Historic Truck Brands
Autocar
The first Autocar was Louis Semple Clarke’s tricycle motor car, powered by a single-cylinder petrol engine, in 1897. That makes Autocar the longest-surviving nameplate in the USA.
The company’s first truck came two years later and was the first motor truck in the USA. It was powered by a choice of 5hp and 8hp under-seat engines and had a payload of 300kg.
Promotional material at time boasted that the driver could: “operate it with more safety than he could drive a horse”.
In 1907 Autocar launched the Model XVIII that boasted many US-market firsts: left-hand-drive; shaft drive instead of chains; a double-reduction axle; porcelain-insulated spark plugs (manufacturing rights sold later to Champion) and the first circulating oil system.
The Autocar ‘bowtie’ badge appeared in 1919, on a new range of trucks, with payloads between 1.5 tons and six tons and in bonneted and cab-over-engine configurations.
There was also a period of electric truck manufacture, between 1920 and 1926, but that ended when the ‘Blue Streak’, six-cylinder engine was introduced. In 1933 the Model ‘U’ was released, with an under-seat engine, for refuse collection work.
In 1939 Autocar became an early adopter of diesel engines, offering the Cummins HB-600 as an option.
Autocar produced nearly as many trucks for the World War Two effort as it had done in all the years prior.
Principal products were half-tracks and 4×4 prime movers.
Post-War Autocar saw a new steel cab introduced in 1950, but the company became part of the White Trucks stable in 1953.
Thereafter, Autocar became the heavy and vocational ends of the White model line-up. Autocar also moved into off-road construction vehicles and, in 1957, produced the AP40, then the heaviest-payload truck in the market.

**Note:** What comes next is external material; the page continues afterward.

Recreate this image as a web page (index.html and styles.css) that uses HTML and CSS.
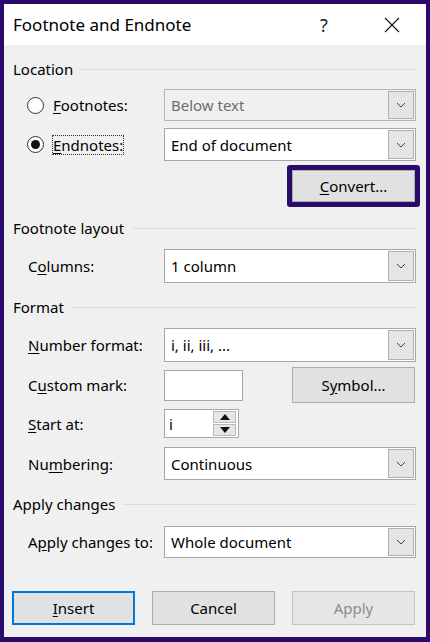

Throughout the 1960s and 1970s Autocar was the go-to brand for custom-specification heavy haulage trucks. The pinnacle was the AP19T that had V-12 Cummins power, 14-ton-capacity front axle and 90-ton tandem.
In 1981, AB Volvo acquired the troubled White Motor Company and the new Volvo White Truck Corporation continued to promote the Autocar brand as its custom-truck specialist.
The ageing Autocar cab was discontinued in 1987 and replaced by the White cab.
Volvo ended production of Autocars in 2000, but a few months later, GVW Group purchased Autocar and the vocational White Xpeditor models from Volvo.
GVW concentrated on the Expeditor for the next few years, but in 2019 re-launched the DC conventional truck range, for severe-service applications.